▶ Given instruction
Output all of the data below exactly as given.
'''
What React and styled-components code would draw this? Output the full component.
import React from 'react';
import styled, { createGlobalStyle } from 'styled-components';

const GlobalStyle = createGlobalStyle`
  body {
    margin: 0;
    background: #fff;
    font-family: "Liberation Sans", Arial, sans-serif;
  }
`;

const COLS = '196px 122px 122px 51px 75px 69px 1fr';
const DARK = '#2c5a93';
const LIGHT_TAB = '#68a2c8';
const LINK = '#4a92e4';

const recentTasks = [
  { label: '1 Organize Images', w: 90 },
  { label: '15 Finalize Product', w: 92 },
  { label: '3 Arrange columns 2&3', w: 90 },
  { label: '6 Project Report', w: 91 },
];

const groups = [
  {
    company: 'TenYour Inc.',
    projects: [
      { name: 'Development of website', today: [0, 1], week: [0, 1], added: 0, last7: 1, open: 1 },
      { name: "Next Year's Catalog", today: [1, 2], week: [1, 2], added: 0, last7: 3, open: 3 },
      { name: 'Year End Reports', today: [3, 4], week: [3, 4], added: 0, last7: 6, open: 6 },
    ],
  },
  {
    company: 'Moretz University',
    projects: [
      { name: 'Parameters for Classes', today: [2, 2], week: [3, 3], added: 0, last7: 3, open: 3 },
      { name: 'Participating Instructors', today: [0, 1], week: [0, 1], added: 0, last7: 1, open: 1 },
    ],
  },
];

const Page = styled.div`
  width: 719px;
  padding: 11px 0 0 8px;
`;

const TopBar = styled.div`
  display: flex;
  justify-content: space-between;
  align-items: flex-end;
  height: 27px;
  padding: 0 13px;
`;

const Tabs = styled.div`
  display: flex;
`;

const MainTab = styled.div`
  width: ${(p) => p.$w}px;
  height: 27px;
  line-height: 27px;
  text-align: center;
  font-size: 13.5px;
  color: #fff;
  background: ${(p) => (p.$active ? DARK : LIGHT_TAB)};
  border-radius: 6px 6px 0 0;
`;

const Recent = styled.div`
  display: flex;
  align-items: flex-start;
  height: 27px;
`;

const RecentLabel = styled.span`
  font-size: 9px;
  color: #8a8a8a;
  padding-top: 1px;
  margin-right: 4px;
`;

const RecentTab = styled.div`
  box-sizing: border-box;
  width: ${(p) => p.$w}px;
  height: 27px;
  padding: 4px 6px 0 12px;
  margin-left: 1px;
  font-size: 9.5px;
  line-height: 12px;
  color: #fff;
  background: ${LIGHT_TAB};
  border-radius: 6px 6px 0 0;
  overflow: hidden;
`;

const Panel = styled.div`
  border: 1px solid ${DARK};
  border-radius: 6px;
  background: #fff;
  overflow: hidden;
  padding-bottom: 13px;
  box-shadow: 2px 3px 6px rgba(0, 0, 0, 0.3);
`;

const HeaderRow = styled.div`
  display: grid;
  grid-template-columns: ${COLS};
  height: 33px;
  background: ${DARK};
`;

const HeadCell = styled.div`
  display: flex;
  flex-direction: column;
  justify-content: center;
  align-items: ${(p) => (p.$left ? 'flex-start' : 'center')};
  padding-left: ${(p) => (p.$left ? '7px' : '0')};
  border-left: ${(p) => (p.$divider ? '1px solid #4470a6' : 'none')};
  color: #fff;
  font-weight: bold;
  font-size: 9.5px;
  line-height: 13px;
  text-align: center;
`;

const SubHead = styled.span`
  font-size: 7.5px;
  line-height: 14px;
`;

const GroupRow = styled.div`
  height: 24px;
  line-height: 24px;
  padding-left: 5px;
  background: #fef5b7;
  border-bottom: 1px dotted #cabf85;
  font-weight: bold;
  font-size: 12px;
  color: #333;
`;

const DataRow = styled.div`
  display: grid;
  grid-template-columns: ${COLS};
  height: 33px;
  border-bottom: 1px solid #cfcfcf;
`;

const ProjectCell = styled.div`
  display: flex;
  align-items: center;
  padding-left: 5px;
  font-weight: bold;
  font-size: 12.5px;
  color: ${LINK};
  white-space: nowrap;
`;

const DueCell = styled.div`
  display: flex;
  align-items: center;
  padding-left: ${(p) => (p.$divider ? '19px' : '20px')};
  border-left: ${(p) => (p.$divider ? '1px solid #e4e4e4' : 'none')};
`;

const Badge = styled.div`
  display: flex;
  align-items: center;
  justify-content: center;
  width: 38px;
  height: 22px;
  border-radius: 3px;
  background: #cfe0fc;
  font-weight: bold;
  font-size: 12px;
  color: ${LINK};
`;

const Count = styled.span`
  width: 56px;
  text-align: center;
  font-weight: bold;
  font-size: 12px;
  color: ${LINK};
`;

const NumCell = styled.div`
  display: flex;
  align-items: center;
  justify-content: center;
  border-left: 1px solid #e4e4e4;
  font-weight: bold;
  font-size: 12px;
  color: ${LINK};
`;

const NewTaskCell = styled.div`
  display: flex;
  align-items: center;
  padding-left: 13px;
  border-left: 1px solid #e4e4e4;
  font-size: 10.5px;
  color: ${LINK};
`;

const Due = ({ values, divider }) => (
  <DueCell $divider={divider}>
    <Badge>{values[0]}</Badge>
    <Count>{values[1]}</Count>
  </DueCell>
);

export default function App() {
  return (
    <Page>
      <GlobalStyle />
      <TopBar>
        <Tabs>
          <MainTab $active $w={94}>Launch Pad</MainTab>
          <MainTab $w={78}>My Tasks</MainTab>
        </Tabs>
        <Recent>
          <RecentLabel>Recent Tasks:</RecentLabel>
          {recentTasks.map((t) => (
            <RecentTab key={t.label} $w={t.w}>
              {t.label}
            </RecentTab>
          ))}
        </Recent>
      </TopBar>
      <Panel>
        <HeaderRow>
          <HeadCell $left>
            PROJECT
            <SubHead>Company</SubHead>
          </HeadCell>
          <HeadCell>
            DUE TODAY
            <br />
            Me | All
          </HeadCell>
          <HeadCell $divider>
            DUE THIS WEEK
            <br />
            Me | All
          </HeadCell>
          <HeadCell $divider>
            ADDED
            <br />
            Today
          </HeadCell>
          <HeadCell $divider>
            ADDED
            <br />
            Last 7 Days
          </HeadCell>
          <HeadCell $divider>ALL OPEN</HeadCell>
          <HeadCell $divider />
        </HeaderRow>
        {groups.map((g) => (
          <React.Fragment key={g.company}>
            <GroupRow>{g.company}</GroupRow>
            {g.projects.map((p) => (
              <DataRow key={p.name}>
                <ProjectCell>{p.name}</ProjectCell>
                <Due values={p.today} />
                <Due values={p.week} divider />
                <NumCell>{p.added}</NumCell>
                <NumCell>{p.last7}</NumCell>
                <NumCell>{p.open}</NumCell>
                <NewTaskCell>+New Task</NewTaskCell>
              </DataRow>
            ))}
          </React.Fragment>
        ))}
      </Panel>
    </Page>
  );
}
'''
▶ Solution for this task
What React and styled-components code would draw this? Output the full component.
import React from 'react';
import styled, { createGlobalStyle } from 'styled-components';

const GlobalStyle = createGlobalStyle`
  body {
    margin: 0;
    background: #fff;
    font-family: "Liberation Sans", Arial, sans-serif;
  }
`;

const COLS = '196px 122px 122px 51px 75px 69px 1fr';
const DARK = '#2c5a93';
const LIGHT_TAB = '#68a2c8';
const LINK = '#4a92e4';

const recentTasks = [
  { label: '1 Organize Images', w: 90 },
  { label: '15 Finalize Product', w: 92 },
  { label: '3 Arrange columns 2&3', w: 90 },
  { label: '6 Project Report', w: 91 },
];

const groups = [
  {
    company: 'TenYour Inc.',
    projects: [
      { name: 'Development of website', today: [0, 1], week: [0, 1], added: 0, last7: 1, open: 1 },
      { name: "Next Year's Catalog", today: [1, 2], week: [1, 2], added: 0, last7: 3, open: 3 },
      { name: 'Year End Reports', today: [3, 4], week: [3, 4], added: 0, last7: 6, open: 6 },
    ],
  },
  {
    company: 'Moretz University',
    projects: [
      { name: 'Parameters for Classes', today: [2, 2], week: [3, 3], added: 0, last7: 3, open: 3 },
      { name: 'Participating Instructors', today: [0, 1], week: [0, 1], added: 0, last7: 1, open: 1 },
    ],
  },
];

const Page = styled.div`
  width: 719px;
  padding: 11px 0 0 8px;
`;

const TopBar = styled.div`
  display: flex;
  justify-content: space-between;
  align-items: flex-end;
  height: 27px;
  padding: 0 13px;
`;

const Tabs = styled.div`
  display: flex;
`;

const MainTab = styled.div`
  width: ${(p) => p.$w}px;
  height: 27px;
  line-height: 27px;
  text-align: center;
  font-size: 13.5px;
  color: #fff;
  background: ${(p) => (p.$active ? DARK : LIGHT_TAB)};
  border-radius: 6px 6px 0 0;
`;

const Recent = styled.div`
  display: flex;
  align-items: flex-start;
  height: 27px;
`;

const RecentLabel = styled.span`
  font-size: 9px;
  color: #8a8a8a;
  padding-top: 1px;
  margin-right: 4px;
`;

const RecentTab = styled.div`
  box-sizing: border-box;
  width: ${(p) => p.$w}px;
  height: 27px;
  padding: 4px 6px 0 12px;
  margin-left: 1px;
  font-size: 9.5px;
  line-height: 12px;
  color: #fff;
  background: ${LIGHT_TAB};
  border-radius: 6px 6px 0 0;
  overflow: hidden;
`;

const Panel = styled.div`
  border: 1px solid ${DARK};
  border-radius: 6px;
  background: #fff;
  overflow: hidden;
  padding-bottom: 13px;
  box-shadow: 2px 3px 6px rgba(0, 0, 0, 0.3);
`;

const HeaderRow = styled.div`
  display: grid;
  grid-template-columns: ${COLS};
  height: 33px;
  background: ${DARK};
`;

const HeadCell = styled.div`
  display: flex;
  flex-direction: column;
  justify-content: center;
  align-items: ${(p) => (p.$left ? 'flex-start' : 'center')};
  padding-left: ${(p) => (p.$left ? '7px' : '0')};
  border-left: ${(p) => (p.$divider ? '1px solid #4470a6' : 'none')};
  color: #fff;
  font-weight: bold;
  font-size: 9.5px;
  line-height: 13px;
  text-align: center;
`;

const SubHead = styled.span`
  font-size: 7.5px;
  line-height: 14px;
`;

const GroupRow = styled.div`
  height: 24px;
  line-height: 24px;
  padding-left: 5px;
  background: #fef5b7;
  border-bottom: 1px dotted #cabf85;
  font-weight: bold;
  font-size: 12px;
  color: #333;
`;

const DataRow = styled.div`
  display: grid;
  grid-template-columns: ${COLS};
  height: 33px;
  border-bottom: 1px solid #cfcfcf;
`;

const ProjectCell = styled.div`
  display: flex;
  align-items: center;
  padding-left: 5px;
  font-weight: bold;
  font-size: 12.5px;
  color: ${LINK};
  white-space: nowrap;
`;

const DueCell = styled.div`
  display: flex;
  align-items: center;
  padding-left: ${(p) => (p.$divider ? '19px' : '20px')};
  border-left: ${(p) => (p.$divider ? '1px solid #e4e4e4' : 'none')};
`;

const Badge = styled.div`
  display: flex;
  align-items: center;
  justify-content: center;
  width: 38px;
  height: 22px;
  border-radius: 3px;
  background: #cfe0fc;
  font-weight: bold;
  font-size: 12px;
  color: ${LINK};
`;

const Count = styled.span`
  width: 56px;
  text-align: center;
  font-weight: bold;
  font-size: 12px;
  color: ${LINK};
`;

const NumCell = styled.div`
  display: flex;
  align-items: center;
  justify-content: center;
  border-left: 1px solid #e4e4e4;
  font-weight: bold;
  font-size: 12px;
  color: ${LINK};
`;

const NewTaskCell = styled.div`
  display: flex;
  align-items: center;
  padding-left: 13px;
  border-left: 1px solid #e4e4e4;
  font-size: 10.5px;
  color: ${LINK};
`;

const Due = ({ values, divider }) => (
  <DueCell $divider={divider}>
    <Badge>{values[0]}</Badge>
    <Count>{values[1]}</Count>
  </DueCell>
);

export default function App() {
  return (
    <Page>
      <GlobalStyle />
      <TopBar>
        <Tabs>
          <MainTab $active $w={94}>Launch Pad</MainTab>
          <MainTab $w={78}>My Tasks</MainTab>
        </Tabs>
        <Recent>
          <RecentLabel>Recent Tasks:</RecentLabel>
          {recentTasks.map((t) => (
            <RecentTab key={t.label} $w={t.w}>
              {t.label}
            </RecentTab>
          ))}
        </Recent>
      </TopBar>
      <Panel>
        <HeaderRow>
          <HeadCell $left>
            PROJECT
            <SubHead>Company</SubHead>
          </HeadCell>
          <HeadCell>
            DUE TODAY
            <br />
            Me | All
          </HeadCell>
          <HeadCell $divider>
            DUE THIS WEEK
            <br />
            Me | All
          </HeadCell>
          <HeadCell $divider>
            ADDED
            <br />
            Today
          </HeadCell>
          <HeadCell $divider>
            ADDED
            <br />
            Last 7 Days
          </HeadCell>
          <HeadCell $divider>ALL OPEN</HeadCell>
          <HeadCell $divider />
        </HeaderRow>
        {groups.map((g) => (
          <React.Fragment key={g.company}>
            <GroupRow>{g.company}</GroupRow>
            {g.projects.map((p) => (
              <DataRow key={p.name}>
                <ProjectCell>{p.name}</ProjectCell>
                <Due values={p.today} />
                <Due values={p.week} divider />
                <NumCell>{p.added}</NumCell>
                <NumCell>{p.last7}</NumCell>
                <NumCell>{p.open}</NumCell>
                <NewTaskCell>+New Task</NewTaskCell>
              </DataRow>
            ))}
          </React.Fragment>
        ))}
      </Panel>
    </Page>
  );
}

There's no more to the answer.